陆弛好像在观察着周遭,又好像什么都没有看到,只是单纯的放空,直到有人冲他吹口哨,他才突然回过神来,拿出口中的香烟,哑然失笑。

他点燃香烟,深深吸了一口,而后缓缓将烟雾吐出。这一刻,他心中只剩了一个想法,原来习惯竟是这么的可怕。

周晏礼不喜欢他抽烟,他便抽得越来越少,大多时候只是放进嘴里,却很少点燃,哪怕周晏礼外出不在,他也一时未打破这个习惯。

周晏礼吃不了路边的早点,他便多年再未吃过,直到今天才发现,原来他已经不爱吃那些油油腻腻的玩意儿了。

也不知是因为那杯威士忌的焦煤味太过刺鼻辛辣,亦或是刚刚吹过冷风,回到家后,陆弛觉得头疼的厉害。

左右周晏礼不在,他打开灯,在玄关处脱掉鞋子,赤着脚走进客厅,没有洗漱也没有换衣服,径直倒在了沙发上。

他的视线模糊而迷离,用了足有半分钟才聚焦,而后他久久地打量着自己的家:整间屋子光秃秃的,干净而规整,像没有特色的快捷酒店,既没有半分的人气,又冰冷得厉害。

陆弛陡然打了个寒噤。

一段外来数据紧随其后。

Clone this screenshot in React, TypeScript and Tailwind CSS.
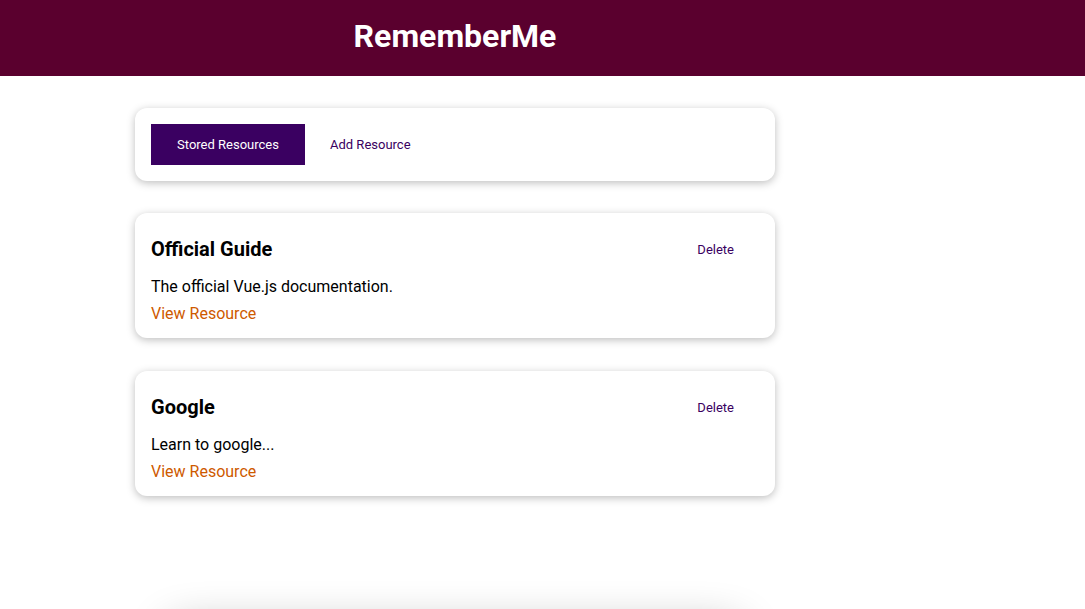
import { useState } from "react"

type Resource = {
  id: string
  title: string
  description: string
  link: string
}

const resources: Resource[] = [
  { id: "official-guide", title: "Official Guide", description: "The official Vue.js documentation.", link: "https://vuejs.org" },
  { id: "google", title: "Google", description: "Learn to google...", link: "https://google.com" },
]

function Card({ children, className = "" }: { children: React.ReactNode; className?: string }) {
  return (
    <div className={`rounded-[12px] bg-white shadow-[0_2px_8px_rgba(0,0,0,0.26)] ${className}`}>{children}</div>
  )
}

function ResourceItem({ item }: { item: Resource }) {
  return (
    <li>
      <Card className="px-4 pb-[14px] pt-4">
        <header className="flex h-[41px] items-center justify-between">
          <h3 className="mb-[2px] text-[20px] font-bold leading-[24px] text-black">{item.title}</h3>
          <button className="h-[41px] px-[25px] text-[13px] text-[#3a0061]">Delete</button>
        </header>
        <p className="mt-[7px] text-[16px] leading-[20px] text-black">{item.description}</p>
        <nav className="mt-[7px] leading-[20px]">
          <a href={item.link} className="text-[16px] leading-[20px] text-[#ce5a00]">
            View Resource
          </a>
        </nav>
      </Card>
    </li>
  )
}

export default function App() {
  const [tab, setTab] = useState("stored")

  return (
    <div className="relative min-h-[609px] overflow-hidden bg-white font-['Roboto',sans-serif]">
      <header className="flex h-[76px] w-full bg-[#5a002e]">
        <div className="flex w-[910px] items-center justify-center pb-[4px]">
          <h1 className="text-[32px] font-bold leading-none text-white">RememberMe</h1>
        </div>
      </header>

      <div className="w-[910px]">
        <div className="mx-auto mt-8 w-[640px]">
          <Card className="flex p-4">
            <button
              onClick={() => setTab("stored")}
              className={`h-[41px] w-[154px] text-[13px] ${
                tab === "stored" ? "bg-[#3a0061] text-white" : "text-[#3a0061]"
              }`}
            >
              Stored Resources
            </button>
            <button
              onClick={() => setTab("add")}
              className={`h-[41px] px-[25px] text-[13px] ${
                tab === "add" ? "bg-[#3a0061] text-white" : "text-[#3a0061]"
              }`}
            >
              Add Resource
            </button>
          </Card>

          <ul className="mt-8 flex flex-col gap-[33px]">
            {resources.map((r) => (
              <ResourceItem key={r.id} item={r} />
            ))}
          </ul>
        </div>
      </div>

      {/* dialog peeking in below the fold */}
      <div className="absolute left-[170px] top-[628px] h-[200px] w-[570px] rounded-[12px] bg-white shadow-[0_0_45px_rgba(0,0,0,0.32)]" />
    </div>
  )
}
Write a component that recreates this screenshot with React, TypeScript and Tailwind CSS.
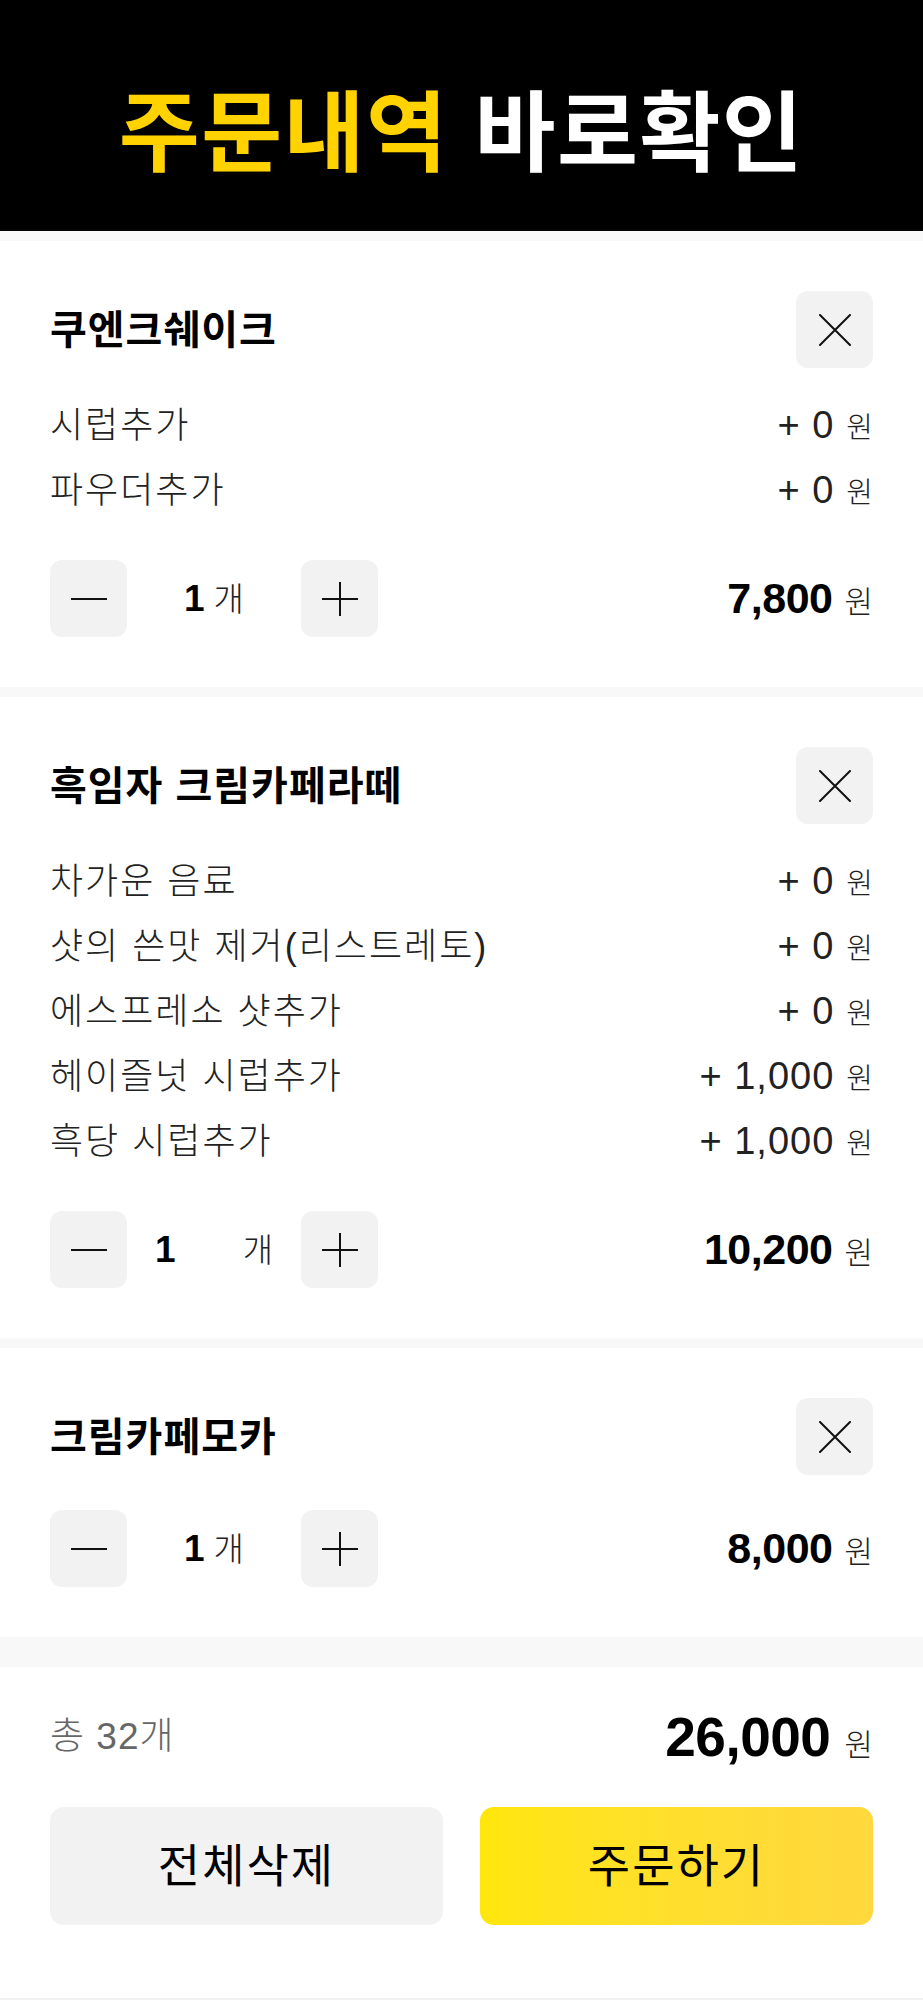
import React from 'react';

interface Option {
  name: string;
  price: string;
}

interface CartItem {
  id: number;
  name: string;
  options: Option[];
  qty: number;
  total: string;
  spread?: boolean;
}

const items: CartItem[] = [
  {
    id: 1,
    name: '쿠엔크쉐이크',
    options: [
      { name: '시럽추가', price: '0' },
      { name: '파우더추가', price: '0' },
    ],
    qty: 1,
    total: '7,800',
  },
  {
    id: 2,
    name: '흑임자 크림카페라떼',
    options: [
      { name: '차가운 음료', price: '0' },
      { name: '샷의 쓴맛 제거(리스트레토)', price: '0' },
      { name: '에스프레소 샷추가', price: '0' },
      { name: '헤이즐넛 시럽추가', price: '1,000' },
      { name: '흑당 시럽추가', price: '1,000' },
    ],
    qty: 1,
    total: '10,200',
    spread: true,
  },
  { id: 3, name: '크림카페모카', options: [], qty: 1, total: '8,000' },
];

const font = { fontFamily: '"Liberation Sans", "Noto Sans CJK KR", sans-serif' };

function IconButton({ children }: { children: React.ReactNode }) {
  return (
    <button className="w-[77px] h-[77px] shrink-0 rounded-[12px] bg-[#f2f2f2] flex items-center justify-center">
      {children}
    </button>
  );
}

function CloseIcon() {
  return (
    <svg width="34" height="32" viewBox="0 0 34 32" fill="none" stroke="#111" strokeWidth="2" strokeLinecap="round">
      <path d="M2 1 L32 31 M32 1 L2 31" />
    </svg>
  );
}

function MinusIcon() {
  return (
    <svg width="36" height="4" viewBox="0 0 36 4" fill="none" stroke="#111" strokeWidth="2.2">
      <path d="M0 2 H36" />
    </svg>
  );
}

function PlusIcon() {
  return (
    <svg width="36" height="34" viewBox="0 0 36 34" fill="none" stroke="#111" strokeWidth="2">
      <path d="M0 17 H36 M18 0 V34" />
    </svg>
  );
}

function ItemCard({ item }: { item: CartItem }) {
  return (
    <div className="bg-white px-[50px] py-[50px]">
      {/* name + remove */}
      <div className="flex items-center justify-between">
        <h3 className="text-[40px] font-bold text-black tracking-[1px]">{item.name}</h3>
        <IconButton>
          <CloseIcon />
        </IconButton>
      </div>

      {/* options */}
      {item.options.length > 0 ? (
        <div className="mt-[25px] mb-[37px]">
          {item.options.map((opt) => (
            <div key={opt.name} className="h-[65px] flex items-center justify-between">
              <span className="text-[36px] font-light text-[#222] tracking-[2px]">{opt.name}</span>
              <span className="flex items-baseline text-[#222]">
                <span className="text-[38px] font-light tracking-[1px]">+ {opt.price}</span>
                <span className="text-[29px] font-light ml-[12px]">원</span>
              </span>
            </div>
          ))}
        </div>
      ) : (
        <div className="h-[35px]" />
      )}

      {/* quantity + price */}
      <div className="flex items-center justify-between">
        <div className="flex items-center">
          <IconButton>
            <MinusIcon />
          </IconButton>
          <div
            className={`w-[174px] flex items-baseline ${item.spread ? 'justify-between px-[28px]' : 'justify-center gap-[9px]'}`}
          >
            <span className="text-[37px] font-bold text-black">{item.qty}</span>
            <span className="text-[33px] font-light text-[#222]">개</span>
          </div>
          <IconButton>
            <PlusIcon />
          </IconButton>
        </div>
        <div className="flex items-baseline">
          <span className="text-[43px] font-bold text-black tracking-[-0.5px]">{item.total}</span>
          <span className="text-[31px] font-light text-[#222] ml-[12px]">원</span>
        </div>
      </div>
    </div>
  );
}

export default function App() {
  return (
    <div className="w-[923px] bg-[#f8f8f8]" style={font}>
      {/* header */}
      <div className="h-[231px] bg-black flex items-center justify-center pt-[36px]">
        <h1 className="text-[88px] font-bold leading-none tracking-[1.5px]">
          <span className="text-[#ffd200]">주문내역</span>{' '}
          <span className="text-white">바로확인</span>
        </h1>
      </div>

      {/* cart items */}
      <div className="flex flex-col gap-[10px] pt-[10px]">
        {items.map((item) => (
          <ItemCard key={item.id} item={item} />
        ))}
      </div>

      {/* summary */}
      <div className="mt-[30px] bg-white px-[50px] pt-[36px] pb-[73px]">
        <div className="h-[68px] flex items-center justify-between">
          <span className="text-[37px] font-light text-[#666] tracking-[1px]">총 32개</span>
          <span className="flex items-baseline">
            <span className="text-[55px] font-bold text-black tracking-[-0.5px]">26,000</span>
            <span className="text-[31px] font-light text-[#222] ml-[14px]">원</span>
          </span>
        </div>
        <div className="mt-[36px] grid grid-cols-2 gap-[37px]">
          <button className="h-[118px] rounded-[14px] bg-[#f2f2f2] text-[46px] tracking-[2px] text-black">
            전체삭제
          </button>
          <button className="h-[118px] rounded-[14px] bg-gradient-to-r from-[#ffe60a] to-[#ffd83e] text-[46px] tracking-[2px] text-black">
            주문하기
          </button>
        </div>
      </div>
      <div className="h-[4px] bg-[#f2f2f2]" />
    </div>
  );
}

时至今日,他都无法理解周晏礼的许多情绪与心思。或许人与人之间本就没有所谓的感同身受,只是因为他对周晏礼有感情,所以愿意尝试着理解周晏礼,或者说,他愿意假装理解周晏礼。

陆弛挣扎着起身,摇摇晃晃地接了杯水,加了几块冰块儿,冰块儿掉进水杯的刹那,激起一阵水花。水珠飞溅到他的身上、地上,只是他没急着拭去水迹,又拿着水杯摇晃着回到了客厅。